As delações da Odebrecht dizem muito sobre o funcionamento do sistema político brasileiro, ao exporem as relações de promiscuidade entre os grandes interesses econômicos e o Estado. É evidente que qualquer julgamento precisa de provas e a delação, por si só, não consiste numa. Mas a troca de financiamento eleitoral por apoio político, aprovação de leis e facilidades em contratos públicos não é exatamente uma surpresa. Apenas estão ali, ditas por um dos agentes do negócio.
Esta corrupção é sistêmica, marca de um regime político que faliu. Emilio Odebretch chega a dizer em um dos momentos do seu depoimento que “a imprensa toda sabia de que efetivamente o que acontecia era isso. Por que agora estão fazendo isso? Por que não fizeram isso há dez, vinte anos atrás?”. Ele poderia ter emendado para outra pergunta, igualmente relevante: será que o Judiciário brasileiro também nunca desconfiou dessa relação entre o poder político e o econômico, será que permaneceu imune a ela?
Pois é, a Lava Jato apontou suas artilharias para o Executivo e o Legislativo. E o Judiciário?
Recentemente, a ex-ministra do Supremo Tribunal de Justiça Eliana Calmon disse à imprensa que “é impossível levar a sério essa delação caso não mencione um magistrado sequer”. Fala com conhecimento de causa.
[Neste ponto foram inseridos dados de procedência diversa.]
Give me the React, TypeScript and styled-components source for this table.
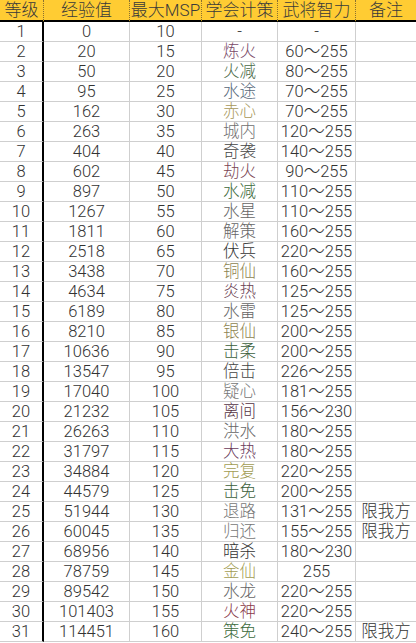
import React from "react"
import styled, { createGlobalStyle } from "styled-components"

const GlobalStyle = createGlobalStyle`
  html, body {
    margin: 0;
    padding: 0;
    background: #fff;
  }
`

type Row = [number, number, number, string, string, string, string?]

// level, exp, max msp, skill, skill colour, intellect range, note
const rows: Row[] = [
  [1, 0, 10, "-", "#333", "-"],
  [2, 20, 15, "炼火", "#7a4a68", "60～255"],
  [3, 50, 20, "火减", "#4a6a48", "80～255"],
  [4, 95, 25, "水途", "#56687a", "70～255"],
  [5, 162, 30, "赤心", "#a8985a", "70～255"],
  [6, 263, 35, "城内", "#707070", "120～255"],
  [7, 404, 40, "奇袭", "#444", "140～255"],
  [8, 602, 45, "劫火", "#7a4452", "90～255"],
  [9, 897, 50, "水减", "#3c6a3c", "110～255"],
  [10, 1267, 55, "水星", "#666", "110～255"],
  [11, 1811, 60, "解策", "#666", "160～255"],
  [12, 2518, 65, "伏兵", "#333", "220～255"],
  [13, 3438, 70, "铜仙", "#8e8450", "160～255"],
  [14, 4634, 75, "炎热", "#6a4252", "125～255"],
  [15, 6189, 80, "水雷", "#666", "125～255"],
  [16, 8210, 85, "银仙", "#8e8450", "200～255"],
  [17, 10636, 90, "击柔", "#3c603c", "200～255"],
  [18, 13547, 95, "倍击", "#444", "226～255"],
  [19, 17040, 100, "疑心", "#777", "181～255"],
  [20, 21232, 105, "离间", "#553344", "156～230"],
  [21, 26263, 110, "洪水", "#666", "180～255"],
  [22, 31797, 115, "大热", "#6a3a5a", "180～255"],
  [23, 34884, 120, "完复", "#a29c52", "220～255"],
  [24, 44579, 125, "击免", "#3c603c", "200～255"],
  [25, 51944, 130, "退路", "#777", "131～255", "限我方"],
  [26, 60045, 135, "归还", "#777", "155～255", "限我方"],
  [27, 68956, 140, "暗杀", "#333", "180～230"],
  [28, 78759, 145, "金仙", "#a29c52", "255"],
  [29, 89542, 150, "水龙", "#666", "220～255"],
  [30, 101403, 155, "火神", "#8a3a4a", "220～255"],
  [31, 114451, 160, "策免", "#3c6a3c", "240～255", "限我方"],
]

const headers = ["等级", "经验值", "最大MSP", "学会计策", "武将智力", "备注"]
const widths = [44, 86, 72, 76, 78, 60]

export default function App() {
  return (
    <>
      <GlobalStyle />
      <Table>
        <colgroup>
          {widths.map((w, i) => (
            <col key={i} style={{ width: w }} />
          ))}
        </colgroup>
        <thead>
          <tr>
            {headers.map((h, i) => (
              <HeadCell key={h} last={i === headers.length - 1}>
                {h}
              </HeadCell>
            ))}
          </tr>
        </thead>
        <tbody>
          {rows.map(([lv, exp, msp, skill, tone, range, note]) => (
            <tr key={lv}>
              <LevelCell>{lv}</LevelCell>
              <Cell>{exp}</Cell>
              <Cell>{msp}</Cell>
              <Cell tone={tone}>{skill}</Cell>
              <Cell>{range}</Cell>
              <Cell last>{note}</Cell>
            </tr>
          ))}
        </tbody>
      </Table>
    </>
  )
}

const Table = styled.table`
  width: 416px;
  table-layout: fixed;
  border-collapse: separate;
  border-spacing: 0;
  font-family: Roboto, "Noto Sans CJK SC", sans-serif;
  font-weight: 300;
  font-size: 16.5px;
  color: #333;
`

const HeadCell = styled.th<{ last?: boolean }>`
  height: 20px;
  padding: 0;
  background: #ffcc33;
  font-weight: 300;
  font-size: 17px;
  text-align: center;
  vertical-align: middle;
  line-height: 20px;
  white-space: nowrap;
  overflow: hidden;
  color: #3a3a3a;
  border-bottom: 2px solid #000;
  border-right: ${p => (p.last ? "none" : "1px dotted #8a7030")};
`

const Cell = styled.td<{ tone?: string; last?: boolean }>`
  height: 19px;
  padding: 0;
  text-align: center;
  vertical-align: middle;
  line-height: 19px;
  white-space: nowrap;
  overflow: hidden;
  color: ${p => p.tone || "#333"};
  border-bottom: 1px solid #cfcfcf;
  border-right: ${p => (p.last ? "none" : "1px solid #cfcfcf")};
`

const LevelCell = styled(Cell)`
  border-right: 2px solid #000;
`
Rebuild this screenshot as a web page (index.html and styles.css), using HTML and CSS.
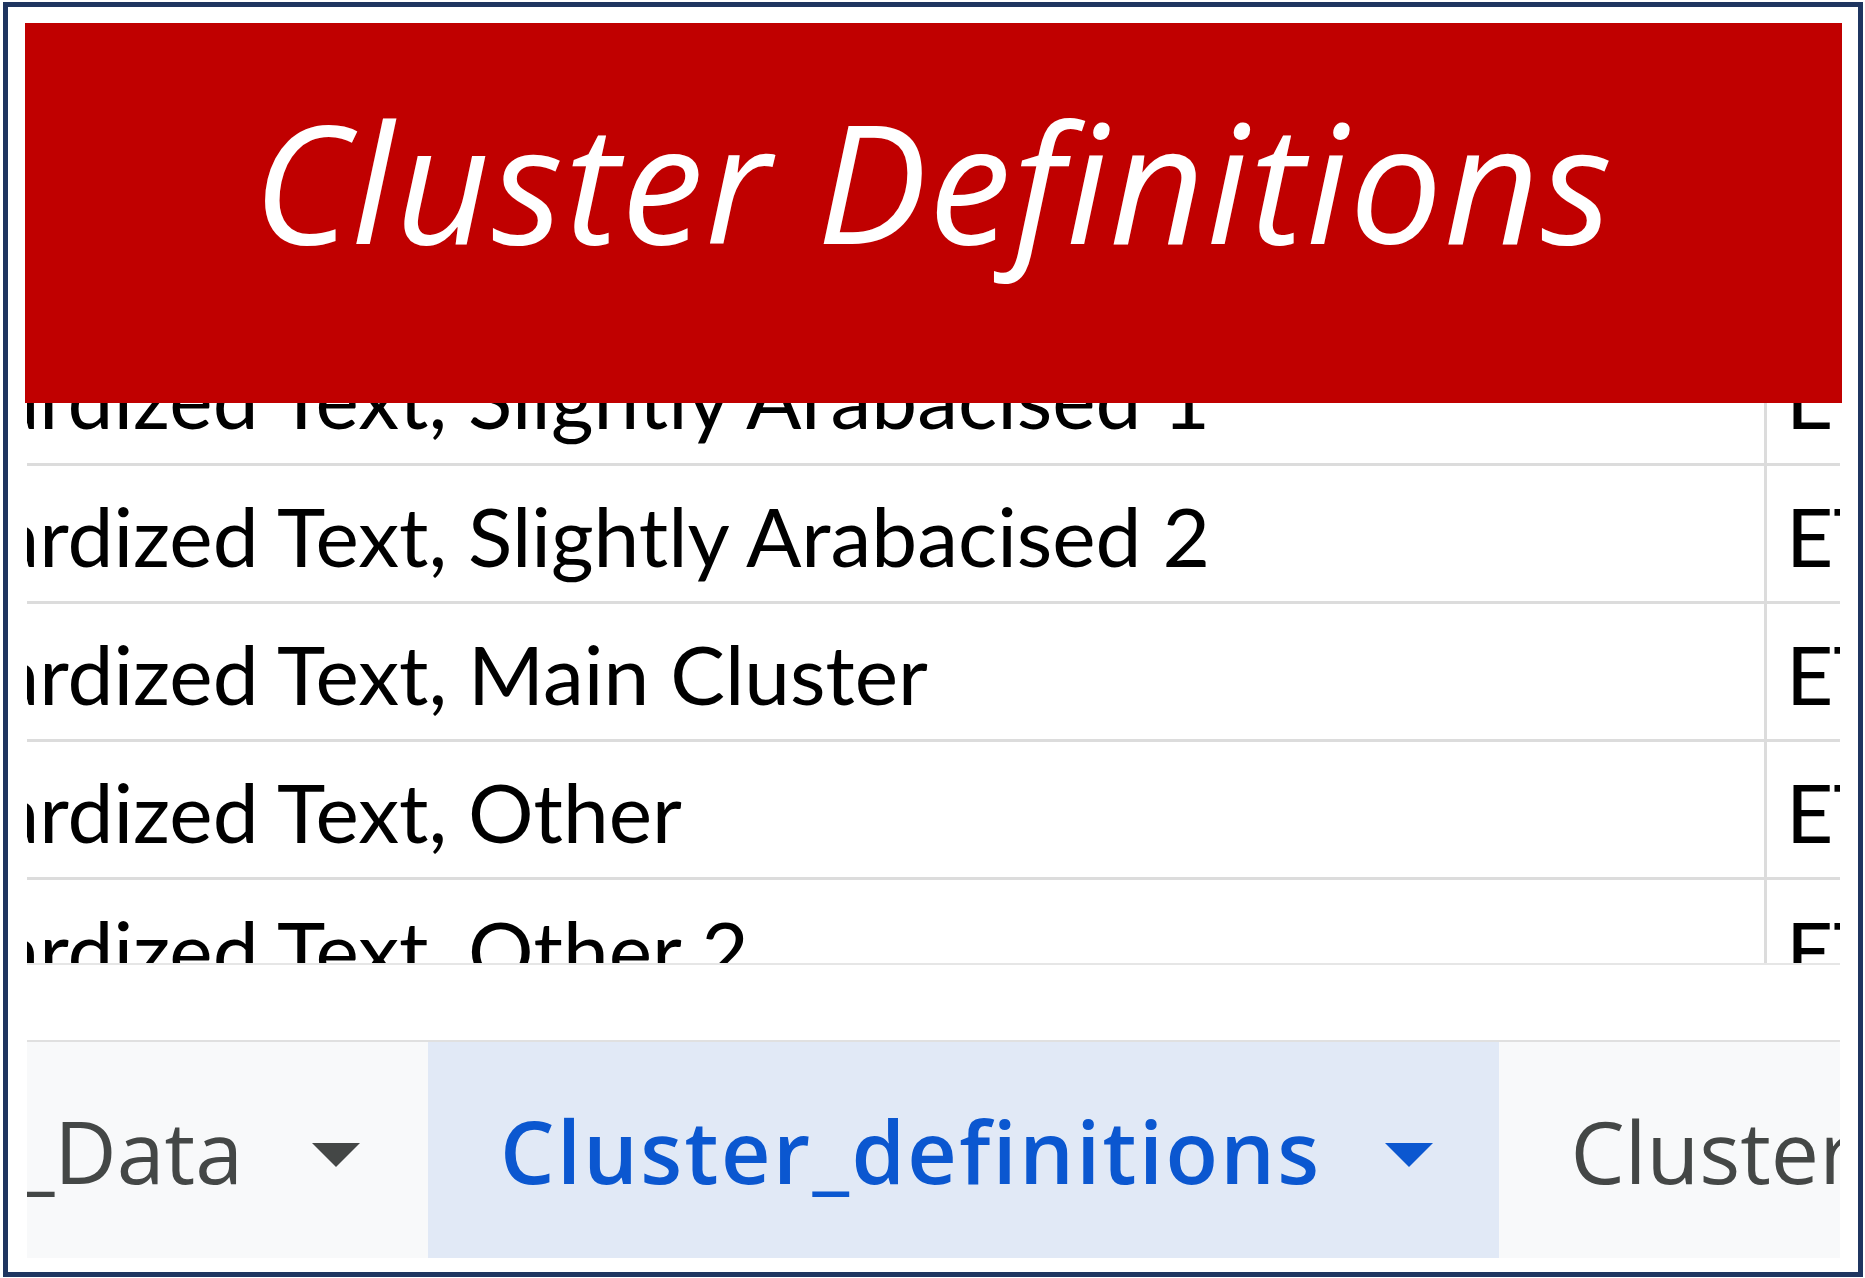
FILE: index.html
```html
<!DOCTYPE html>
<html lang="en">
<head>
<meta charset="utf-8">
<title>Cluster Definitions</title>
<link rel="stylesheet" href="styles.css">
</head>
<body>
<div class="frame">
  <div class="sheet">
    <div class="row">
      <div class="c1"><span class="txt">Standardized Text, Slightly Arabacised 1</span></div>
      <div class="c2">ET</div>
    </div>
    <div class="row">
      <div class="c1"><span class="txt">Standardized Text, Slightly Arabacised 2</span></div>
      <div class="c2">ET</div>
    </div>
    <div class="row">
      <div class="c1"><span class="txt">Standardized Text, Main Cluster</span></div>
      <div class="c2">ET</div>
    </div>
    <div class="row">
      <div class="c1"><span class="txt">Standardized Text, Other</span></div>
      <div class="c2">ET</div>
    </div>
    <div class="row">
      <div class="c1"><span class="txt">Standardized Text, Other 2</span></div>
      <div class="c2">ET</div>
    </div>
  </div>
  <div class="tabbar">
    <div class="tab-clip">
      <div class="tab">
        <span class="tab-name">Raw_Data</span>
        <svg class="arrow" viewBox="0 0 48 24" width="48" height="24"><path d="M0 0h48L24 24z"/></svg>
      </div>
    </div>
    <div class="tab active">
      <span class="tab-name">Cluster_definitions</span>
      <svg class="arrow" viewBox="0 0 48 24" width="48" height="24"><path d="M0 0h48L24 24z"/></svg>
    </div>
    <div class="tab">
      <span class="tab-name">Clusters</span>
      <svg class="arrow" viewBox="0 0 48 24" width="48" height="24"><path d="M0 0h48L24 24z"/></svg>
    </div>
  </div>
  <div class="banner">Cluster Definitions</div>
</div>
</body>
</html>
```

FILE: styles.css
```css
* {
  box-sizing: border-box;
  margin: 0;
  padding: 0;
}

html, body {
  background: #ffffff;
}

body {
  width: 1865px;
  height: 1278px;
  overflow: hidden;
  padding: 2px 2px 1px 3px;
}

.frame {
  position: relative;
  width: 1860px;
  height: 1275px;
  border: 5px solid #1f3560;
  padding: 0 18px 14px 19px;
  display: flex;
  flex-direction: column;
  background: #ffffff;
}

/* spreadsheet grid */
.sheet {
  flex-shrink: 0;
  height: 958px;
  overflow: hidden;
  padding-top: 321px;
  border-bottom: 2px solid #e6e6e6;
  font-family: Lato, "Open Sans", sans-serif;
  font-size: 82px;
  line-height: 1.2;
  color: #000000;
}

.row {
  display: flex;
  height: 138px;
  border-bottom: 3px solid #dcdcdc;
}

.c1 {
  width: 1740px;
  flex-shrink: 0;
  border-right: 3px solid #dcdcdc;
  overflow: hidden;
  white-space: nowrap;
  display: flex;
  align-items: flex-end;
  padding-bottom: 17px;
}

.txt {
  margin-left: -233px;
}

.c2 {
  flex: 1;
  overflow: hidden;
  white-space: nowrap;
  display: flex;
  align-items: flex-end;
  padding-left: 19px;
  padding-bottom: 17px;
}

/* sheet tabs */
.tabbar {
  flex-shrink: 0;
  margin-top: 75px;
  height: 218px;
  border-top: 2px solid #e0e0e0;
  background: #f8f9fa;
  display: flex;
  overflow: hidden;
}

.tab-clip {
  width: 401px;
  flex-shrink: 0;
  overflow: hidden;
  display: flex;
  justify-content: flex-end;
}

.tab {
  flex-shrink: 0;
  display: flex;
  align-items: center;
  gap: 69px;
  padding: 0 68px 0 72px;
  white-space: nowrap;
  font-family: "Open Sans", Roboto, sans-serif;
  font-size: 86px;
  color: #444746;
}

.arrow {
  display: block;
  margin-top: 10px;
  fill: #444746;
}

.tab.active {
  background: #e1e9f6;
  color: #0b57d0;
  font-weight: 600;
  letter-spacing: 2.4px;
  gap: 63px;
  padding-right: 66px;
}

.tab.active .arrow {
  fill: #0b57d0;
}

/* title banner over the screenshot */
.banner {
  position: absolute;
  left: 17px;
  top: 16px;
  width: 1817px;
  height: 380px;
  background: #c00000;
  color: #ffffff;
  font-family: "Open Sans", "Noto Sans", sans-serif;
  font-style: italic;
  font-weight: 400;
  font-size: 165px;
  line-height: 1;
  letter-spacing: 1.8px;
  font-variant-ligatures: none;
  text-align: center;
  padding-top: 75px;
  white-space: nowrap;
}
```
Ela foi corregedora do CNJ e cunhou na época a expressão “bandidos de toga”.
Mas disse também concordar com a “estratégia” da Lava Jato de não tocar “agora” nos juízes para não enfraquecer as investigações. Aí, ao que tudo indica, o corporativismo falou mais alto. Não parece haver estratégia alguma da Lava Jato em relação ao Judiciário, mas sim preservação pura e simples.
O Judiciário está longe de ser o irmão limpinho entre os três poderes da República.
Inclusive no que se refere à proximidade excessiva com o poder econômico e aos “favores” de grandes empresas com evidente conflito de interesses.
Não é preciso ir tão longe.
Há poucos meses, em novembro do ano passado, a Associação dos Magistrados Brasileiros (AMB) promoveu um evento nacional para mais de 1200 juízes num resort cinco estrelas em Porto Seguro. O Arraial d’Ajuda Eco Resort tem diária de R$605 e oferece hospedagem luxuosa em frente ao mar. O evento foi encerrado com show de Ivete Sangalo. Sergio Moro estava lá.
Quem pagou a conta?
Ora, ora, qual não é a surpresa ao verificar que o encontro dos ilustres magistrados foi patrocinado pela Varacel Celulose, empresa com imenso passivo judicial e vários casos em tramitação na Justiça. Apenas no Tribunal de Justiça da Bahia, a Veracel é ré em 24 processos e alvo de 19 execuções fiscais. Em primeira instância, já sofreu condenações ambientais e trabalhistas, que seguramente espera reverter nas instâncias superiores. Muitos dos magistrados que poderão julgá-la estavam usufruindo do resort em Porto Seguro, com o financiamento da empresa.
Isso é apenas um caso dentre muitos. Os encontros de juízes são via de regra financiado por empresas, que quase sempre têm algum tipo de demanda judicial. Ora, se tal relação é inapropriada e mesmo criminosa tratando-se de figuras do Executivo e Legislativo, por que seria correta com o Judiciário?
Há casos ainda mais emblemáticos, como o Instituto de Gilmar Mendes, ministro do STF. Os famosos seminários do IDP em Portugal contaram com financiamento da Federação de Comércio do Rio de Janeiro, que tem demandas no Supremo. Em um dos casos em que a Fecomercio/RJ é parte interessada (como amicus curiae), Gilmar era o relator do processo. Apenas após matéria da revista Época, publicada neste mês, o ministro resolveu declarar-se impedido.
O mesmo IDP viu o repasse de recursos públicos via Fies aumentar inéditos 1.766% nos últimos dois anos. O mais curioso é que Gilmar, criador e sócio do Instituto, esbravejou na imprensa contra o aumento “descontrolado” dos gastos do Fies.
Nem entraremos aqui nos privilégios imorais que muitos juízes e promotores gozam no país, frequentemente à revelia da lei.
O juiz Sérgio Moro, por exemplo, teve uma média salarial de R$57.800 mensais no último ano, muito acima do teto legal do Judiciário de R$33.763. É a regra nos tribunais.
Mas detendo-se apenas nas relações suspeitas entre o Judiciário e o poder econômico há muito o que se investigar.
É muito difícil crer, como pretende Eliana Calmon, que a Lava Jato dê este passo.
O mais provável é que continue apresentando a “República dos Procuradores” e a vara de Curitiba como os salvadores da nação e joguem seus detritos para baixo do tapete, ou da toga.
Moralizar o país, muito bem, mas desde que não chegue neles.